A revolta acumulada perante tal situação reflecte-se inicialmente na sua obra.

A fúria expressiva conduz à destruição da obra.

A negação da obra provoca a “morte” do artista, “que terá de se encaixar na sociedade de uma outra forma”.


No final da performance, o artista distribuiu pelos presentes o “Manifesto do nada”, apresentando e justificando a acção.

Intitulada ironicamente “Sem Título: ...?”, a performance questionava o papel do artista contemporâneo perante as exigências e contingências do mercado de arte, em particular as dificuldades sentidas pelos jovens artistas para se afirmarem num meio formalizado e muito concorrencial, nem sempre regido por normas claras e iguais para todos.

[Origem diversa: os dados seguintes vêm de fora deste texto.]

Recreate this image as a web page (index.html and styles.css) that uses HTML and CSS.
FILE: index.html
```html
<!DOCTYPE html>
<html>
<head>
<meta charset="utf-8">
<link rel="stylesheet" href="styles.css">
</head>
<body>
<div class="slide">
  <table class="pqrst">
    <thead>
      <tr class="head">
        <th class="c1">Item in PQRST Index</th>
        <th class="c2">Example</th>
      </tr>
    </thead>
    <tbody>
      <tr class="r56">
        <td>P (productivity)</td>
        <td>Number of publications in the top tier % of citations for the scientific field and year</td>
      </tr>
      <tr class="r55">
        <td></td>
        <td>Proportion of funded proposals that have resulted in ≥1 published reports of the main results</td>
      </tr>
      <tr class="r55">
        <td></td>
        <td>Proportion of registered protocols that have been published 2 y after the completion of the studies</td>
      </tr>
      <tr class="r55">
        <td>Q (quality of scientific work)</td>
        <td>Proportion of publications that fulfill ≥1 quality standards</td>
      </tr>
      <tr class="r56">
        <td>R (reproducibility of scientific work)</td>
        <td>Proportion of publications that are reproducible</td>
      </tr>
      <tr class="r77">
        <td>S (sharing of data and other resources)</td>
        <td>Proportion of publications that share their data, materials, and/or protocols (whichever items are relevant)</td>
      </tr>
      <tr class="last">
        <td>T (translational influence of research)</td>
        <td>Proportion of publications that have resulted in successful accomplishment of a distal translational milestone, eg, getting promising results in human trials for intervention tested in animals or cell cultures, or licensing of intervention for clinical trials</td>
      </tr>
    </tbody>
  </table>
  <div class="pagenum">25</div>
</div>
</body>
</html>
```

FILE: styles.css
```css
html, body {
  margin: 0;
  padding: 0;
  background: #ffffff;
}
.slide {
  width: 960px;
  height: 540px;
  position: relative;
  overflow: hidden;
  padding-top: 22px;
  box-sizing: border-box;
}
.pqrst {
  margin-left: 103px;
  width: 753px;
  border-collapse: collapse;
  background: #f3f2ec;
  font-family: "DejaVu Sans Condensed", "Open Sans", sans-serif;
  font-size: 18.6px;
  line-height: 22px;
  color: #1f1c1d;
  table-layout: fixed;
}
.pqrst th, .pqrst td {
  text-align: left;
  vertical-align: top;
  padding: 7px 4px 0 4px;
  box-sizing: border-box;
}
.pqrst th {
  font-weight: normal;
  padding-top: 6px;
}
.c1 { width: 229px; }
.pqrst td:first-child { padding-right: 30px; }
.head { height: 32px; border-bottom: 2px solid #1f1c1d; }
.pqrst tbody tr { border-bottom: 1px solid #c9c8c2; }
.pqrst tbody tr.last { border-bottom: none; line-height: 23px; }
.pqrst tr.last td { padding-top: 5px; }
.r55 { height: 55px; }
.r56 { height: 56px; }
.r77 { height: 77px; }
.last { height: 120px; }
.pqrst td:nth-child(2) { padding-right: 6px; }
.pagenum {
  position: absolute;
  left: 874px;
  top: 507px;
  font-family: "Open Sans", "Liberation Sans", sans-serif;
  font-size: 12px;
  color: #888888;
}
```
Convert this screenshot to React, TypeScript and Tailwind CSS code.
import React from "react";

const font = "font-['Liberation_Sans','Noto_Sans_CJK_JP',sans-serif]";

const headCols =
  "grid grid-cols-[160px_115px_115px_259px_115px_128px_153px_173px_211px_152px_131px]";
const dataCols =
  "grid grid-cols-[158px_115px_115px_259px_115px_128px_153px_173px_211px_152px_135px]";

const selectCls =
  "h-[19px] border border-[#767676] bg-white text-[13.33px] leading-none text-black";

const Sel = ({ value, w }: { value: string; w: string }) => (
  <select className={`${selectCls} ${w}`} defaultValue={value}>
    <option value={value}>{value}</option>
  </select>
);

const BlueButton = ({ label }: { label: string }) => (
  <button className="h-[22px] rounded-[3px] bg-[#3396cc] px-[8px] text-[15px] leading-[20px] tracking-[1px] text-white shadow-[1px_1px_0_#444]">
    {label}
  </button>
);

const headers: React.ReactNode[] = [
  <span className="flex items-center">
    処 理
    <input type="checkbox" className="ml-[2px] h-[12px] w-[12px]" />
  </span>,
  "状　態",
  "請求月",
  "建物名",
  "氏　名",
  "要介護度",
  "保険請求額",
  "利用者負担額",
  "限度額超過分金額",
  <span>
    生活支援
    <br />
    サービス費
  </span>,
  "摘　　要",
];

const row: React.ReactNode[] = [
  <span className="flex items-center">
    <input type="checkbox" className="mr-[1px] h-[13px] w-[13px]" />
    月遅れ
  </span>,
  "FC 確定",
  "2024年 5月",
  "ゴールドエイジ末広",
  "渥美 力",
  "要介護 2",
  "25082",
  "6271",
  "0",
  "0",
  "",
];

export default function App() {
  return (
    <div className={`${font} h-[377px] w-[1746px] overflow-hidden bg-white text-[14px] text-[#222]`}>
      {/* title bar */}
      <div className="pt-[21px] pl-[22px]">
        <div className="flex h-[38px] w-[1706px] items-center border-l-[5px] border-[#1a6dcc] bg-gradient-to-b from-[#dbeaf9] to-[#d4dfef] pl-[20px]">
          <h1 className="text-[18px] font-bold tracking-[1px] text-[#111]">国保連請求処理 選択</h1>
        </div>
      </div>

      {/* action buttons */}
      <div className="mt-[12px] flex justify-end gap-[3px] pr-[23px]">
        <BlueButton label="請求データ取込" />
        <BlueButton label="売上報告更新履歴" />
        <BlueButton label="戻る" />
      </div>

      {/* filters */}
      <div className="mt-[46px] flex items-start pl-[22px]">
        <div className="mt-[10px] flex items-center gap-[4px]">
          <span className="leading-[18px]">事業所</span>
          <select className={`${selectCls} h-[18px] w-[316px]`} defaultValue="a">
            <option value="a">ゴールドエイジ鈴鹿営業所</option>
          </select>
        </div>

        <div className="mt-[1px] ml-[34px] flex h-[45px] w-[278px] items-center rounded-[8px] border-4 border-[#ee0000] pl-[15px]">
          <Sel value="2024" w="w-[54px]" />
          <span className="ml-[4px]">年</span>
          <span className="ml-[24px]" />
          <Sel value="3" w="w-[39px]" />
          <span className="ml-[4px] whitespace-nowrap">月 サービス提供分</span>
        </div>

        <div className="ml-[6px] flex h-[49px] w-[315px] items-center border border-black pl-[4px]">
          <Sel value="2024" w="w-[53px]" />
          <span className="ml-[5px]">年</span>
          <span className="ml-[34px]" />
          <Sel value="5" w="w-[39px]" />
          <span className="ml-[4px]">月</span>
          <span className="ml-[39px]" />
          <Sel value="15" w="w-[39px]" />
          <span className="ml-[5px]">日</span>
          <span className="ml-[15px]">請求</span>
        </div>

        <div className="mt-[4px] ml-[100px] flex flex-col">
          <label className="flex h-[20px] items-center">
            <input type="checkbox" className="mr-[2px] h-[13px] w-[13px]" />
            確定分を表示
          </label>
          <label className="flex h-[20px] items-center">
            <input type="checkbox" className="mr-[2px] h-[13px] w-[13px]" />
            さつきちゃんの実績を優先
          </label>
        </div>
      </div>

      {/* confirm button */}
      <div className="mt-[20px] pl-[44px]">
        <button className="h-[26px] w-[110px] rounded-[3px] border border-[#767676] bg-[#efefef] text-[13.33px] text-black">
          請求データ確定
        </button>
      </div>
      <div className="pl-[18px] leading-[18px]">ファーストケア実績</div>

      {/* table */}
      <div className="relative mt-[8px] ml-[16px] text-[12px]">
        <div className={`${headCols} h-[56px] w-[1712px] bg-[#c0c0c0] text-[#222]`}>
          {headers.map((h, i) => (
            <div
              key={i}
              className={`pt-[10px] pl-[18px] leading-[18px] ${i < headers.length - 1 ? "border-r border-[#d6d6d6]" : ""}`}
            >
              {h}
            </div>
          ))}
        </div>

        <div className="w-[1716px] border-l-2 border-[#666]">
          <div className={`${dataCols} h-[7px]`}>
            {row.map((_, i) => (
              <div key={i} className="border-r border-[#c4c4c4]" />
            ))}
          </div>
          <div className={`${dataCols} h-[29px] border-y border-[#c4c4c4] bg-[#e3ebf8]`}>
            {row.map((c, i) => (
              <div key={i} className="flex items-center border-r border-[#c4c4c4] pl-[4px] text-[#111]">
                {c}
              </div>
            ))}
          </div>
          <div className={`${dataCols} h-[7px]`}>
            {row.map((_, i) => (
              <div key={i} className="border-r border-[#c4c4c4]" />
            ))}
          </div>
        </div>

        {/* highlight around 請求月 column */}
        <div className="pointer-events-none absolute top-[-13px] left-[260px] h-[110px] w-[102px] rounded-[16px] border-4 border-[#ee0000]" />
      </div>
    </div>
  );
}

A maior parte dos jovens artistas sente hoje esta dificuldade, que nada tem a ver com talento ou com factores operacionais estritamente artísticos, entre os quais o interesse dos projectos. Muitos jovens artistas apagaram-se, ou deixaram-se apagar, da lista. Outros, protestaram. Alguns, simplesmente morreram. Eis alguns casos.

O enigmático Alvarez

O galego Dominguez Alvarez (1906-1942) naturalizou-se português para escapar à Guerra Civil Espanhola. Formou-se em pintura em 1940, com 20 valores, na Escola de Belas Artes do Porto. Era um personagem estranho, que fabricava e modificava as próprias tintas e pintava numa espécie de cave, um pequeno espaço que parecia “a casota de um cão” (Noémia Delgado, realizadora de “Quem Foste, Alvarez?”). Em 1939, o Secretariado da Propaganda Nacional recusou as suas obras na IV Exposição de Arte Moderna, apesar dos protestos de Mestre Dórdio Gomes, professor de Alvarez nas Belas Artes, e só aceitou expôr uma das suas obras em 1940. Morreu de tuberculose em 1942, aos 36 anos, e as suas obras não assinadas foram autenticadas por terceiros e avidamente disputadas após o seu desaparecimento.

Mário Silva contra o “fisco”

Em 1988, Mário Silva queimou parte da sua obra em frente à Câmara Municipal da Figueira da Foz, em protesto contra a avidez do fisco. Anos depois, noutra acção de protesto pelos mesmos motivos (embarcou num barco de pesca para rumar simbolicamente a Espanha), o artista explicou que só queimara os quadros de que não gostava.

Paulo Oliveira no Centro Cultural de Belém

Na tarde do dia 25 de Abril de 1994, o jovem pintor Paulo Oliveira queimou parte da sua obra frente ao Centro Cultural de Belém, protestando contra a falta de apoios intitucionais e alertando para a situação dos jovens artistas em Portugal. À imprensa, Paulo Oliveira disse: “Faz 20 anos que ficámos livres do obscurantismo, que ganhámos a liberdade de expressão, e nós, jovens artistas, só encontramos barreiras”.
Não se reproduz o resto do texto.